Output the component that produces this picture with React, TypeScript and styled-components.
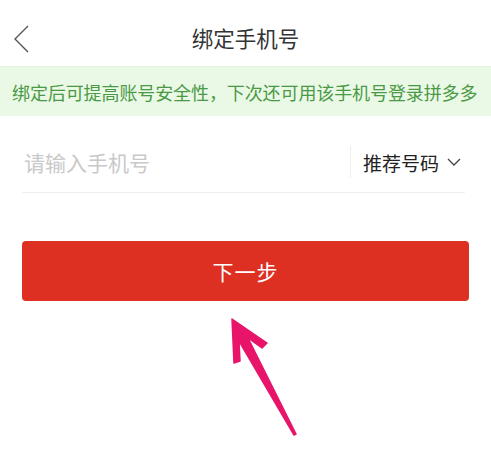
import React from "react";
import styled, { createGlobalStyle } from "styled-components";

const Global = createGlobalStyle`
  html, body { margin: 0; padding: 0; background: #fff; }
  body { font-family: "Noto Sans CJK SC", "Noto Sans", sans-serif; }
`;

const Page = styled.div`
  width: 491px;
  height: 456px;
  background: #fff;
  display: flex;
  flex-direction: column;
  position: relative;
  overflow: hidden;
`;

const Header = styled.div`
  height: 66px;
  display: flex;
  align-items: center;
  justify-content: center;
  position: relative;
  box-sizing: border-box;
  padding-top: 8px;
`;

const BackBtn = styled.div`
  position: absolute;
  left: 12px;
  top: 24px;
  width: 20px;
  height: 30px;
`;

const Title = styled.div`
  font-size: 21.5px;
  color: #333;
`;

const Banner = styled.div`
  height: 49px;
  background: #eaf8e6;
  border-top: 1px solid #e2f3de;
  display: flex;
  align-items: center;
  padding-left: 12px;
  font-size: 18px;
  color: #4a9a45;
  white-space: nowrap;
  letter-spacing: -0.1px;
`;

const Form = styled.div`
  padding: 0 22px;
  display: flex;
  flex-direction: column;
`;

const InputRow = styled.div`
  height: 77px;
  display: flex;
  align-items: center;
  border-bottom: 1px solid #efefef;
  box-sizing: border-box;
  padding-top: 20px;
  padding-bottom: 4px;
  margin-right: 4px;
`;

const Placeholder = styled.div`
  flex: 1;
  font-size: 21px;
  color: #c9c9c9;
  padding-left: 2px;
`;

const Divider = styled.div`
  width: 1px;
  height: 32px;
  background: #eeeeee;
  margin-right: 12px;
`;

const Picker = styled.div`
  display: flex;
  align-items: center;
  gap: 8px;
  font-size: 19px;
  color: #222;
  padding-right: 4px;
`;

const NextButton = styled.div`
  margin-top: 48px;
  height: 60px;
  border-radius: 4px;
  background: #dd2f22;
  color: #fff;
  display: flex;
  align-items: center;
  justify-content: center;
  font-size: 21px;
  letter-spacing: 1px;
`;

const Arrow = styled.svg`
  position: absolute;
  left: 220px;
  top: 310px;
  width: 90px;
  height: 135px;
`;

export default function App() {
  return (
    <>
      <Global />
      <Page>
        <Header>
          <BackBtn>
            <svg width="20" height="30" viewBox="0 0 20 30">
              <polyline points="16,2 3,15 16,28" fill="none" stroke="#555" strokeWidth="1.4" />
            </svg>
          </BackBtn>
          <Title>绑定手机号</Title>
        </Header>
        <Banner>绑定后可提高账号安全性，下次还可用该手机号登录拼多多</Banner>
        <Form>
          <InputRow>
            <Placeholder>请输入手机号</Placeholder>
            <Divider />
            <Picker>
              推荐号码
              <svg width="14" height="9" viewBox="0 0 14 9">
                <polyline points="1,1 7,7 13,1" fill="none" stroke="#444" strokeWidth="1.3" />
              </svg>
            </Picker>
          </InputRow>
          <NextButton>下一步</NextButton>
        </Form>
        <Arrow viewBox="0 0 90 135">
          <path
            d="M12 9 L14 53 L20 51 L19 31 L74 125 L76 124 L28 28 L42 38 L47 33 Z"
            fill="#e8146a"
            stroke="#e8146a"
            strokeWidth="1.5"
            strokeLinejoin="round"
          />
        </Arrow>
      </Page>
    </>
  );
}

—————

● **Task goal**
From the data above, write out everything exactly except the pictures.

● **In response**
Output the component that produces this picture with React, TypeScript and styled-components.
import React from "react";
import styled, { createGlobalStyle } from "styled-components";

const Global = createGlobalStyle`
  html, body { margin: 0; padding: 0; background: #fff; }
  body { font-family: "Noto Sans CJK SC", "Noto Sans", sans-serif; }
`;

const Page = styled.div`
  width: 491px;
  height: 456px;
  background: #fff;
  display: flex;
  flex-direction: column;
  position: relative;
  overflow: hidden;
`;

const Header = styled.div`
  height: 66px;
  display: flex;
  align-items: center;
  justify-content: center;
  position: relative;
  box-sizing: border-box;
  padding-top: 8px;
`;

const BackBtn = styled.div`
  position: absolute;
  left: 12px;
  top: 24px;
  width: 20px;
  height: 30px;
`;

const Title = styled.div`
  font-size: 21.5px;
  color: #333;
`;

const Banner = styled.div`
  height: 49px;
  background: #eaf8e6;
  border-top: 1px solid #e2f3de;
  display: flex;
  align-items: center;
  padding-left: 12px;
  font-size: 18px;
  color: #4a9a45;
  white-space: nowrap;
  letter-spacing: -0.1px;
`;

const Form = styled.div`
  padding: 0 22px;
  display: flex;
  flex-direction: column;
`;

const InputRow = styled.div`
  height: 77px;
  display: flex;
  align-items: center;
  border-bottom: 1px solid #efefef;
  box-sizing: border-box;
  padding-top: 20px;
  padding-bottom: 4px;
  margin-right: 4px;
`;

const Placeholder = styled.div`
  flex: 1;
  font-size: 21px;
  color: #c9c9c9;
  padding-left: 2px;
`;

const Divider = styled.div`
  width: 1px;
  height: 32px;
  background: #eeeeee;
  margin-right: 12px;
`;

const Picker = styled.div`
  display: flex;
  align-items: center;
  gap: 8px;
  font-size: 19px;
  color: #222;
  padding-right: 4px;
`;

const NextButton = styled.div`
  margin-top: 48px;
  height: 60px;
  border-radius: 4px;
  background: #dd2f22;
  color: #fff;
  display: flex;
  align-items: center;
  justify-content: center;
  font-size: 21px;
  letter-spacing: 1px;
`;

const Arrow = styled.svg`
  position: absolute;
  left: 220px;
  top: 310px;
  width: 90px;
  height: 135px;
`;

export default function App() {
  return (
    <>
      <Global />
      <Page>
        <Header>
          <BackBtn>
            <svg width="20" height="30" viewBox="0 0 20 30">
              <polyline points="16,2 3,15 16,28" fill="none" stroke="#555" strokeWidth="1.4" />
            </svg>
          </BackBtn>
          <Title>绑定手机号</Title>
        </Header>
        <Banner>绑定后可提高账号安全性，下次还可用该手机号登录拼多多</Banner>
        <Form>
          <InputRow>
            <Placeholder>请输入手机号</Placeholder>
            <Divider />
            <Picker>
              推荐号码
              <svg width="14" height="9" viewBox="0 0 14 9">
                <polyline points="1,1 7,7 13,1" fill="none" stroke="#444" strokeWidth="1.3" />
              </svg>
            </Picker>
          </InputRow>
          <NextButton>下一步</NextButton>
        </Form>
        <Arrow viewBox="0 0 90 135">
          <path
            d="M12 9 L14 53 L20 51 L19 31 L74 125 L76 124 L28 28 L42 38 L47 33 Z"
            fill="#e8146a"
            stroke="#e8146a"
            strokeWidth="1.5"
            strokeLinejoin="round"
          />
        </Arrow>
      </Page>
    </>
  );
}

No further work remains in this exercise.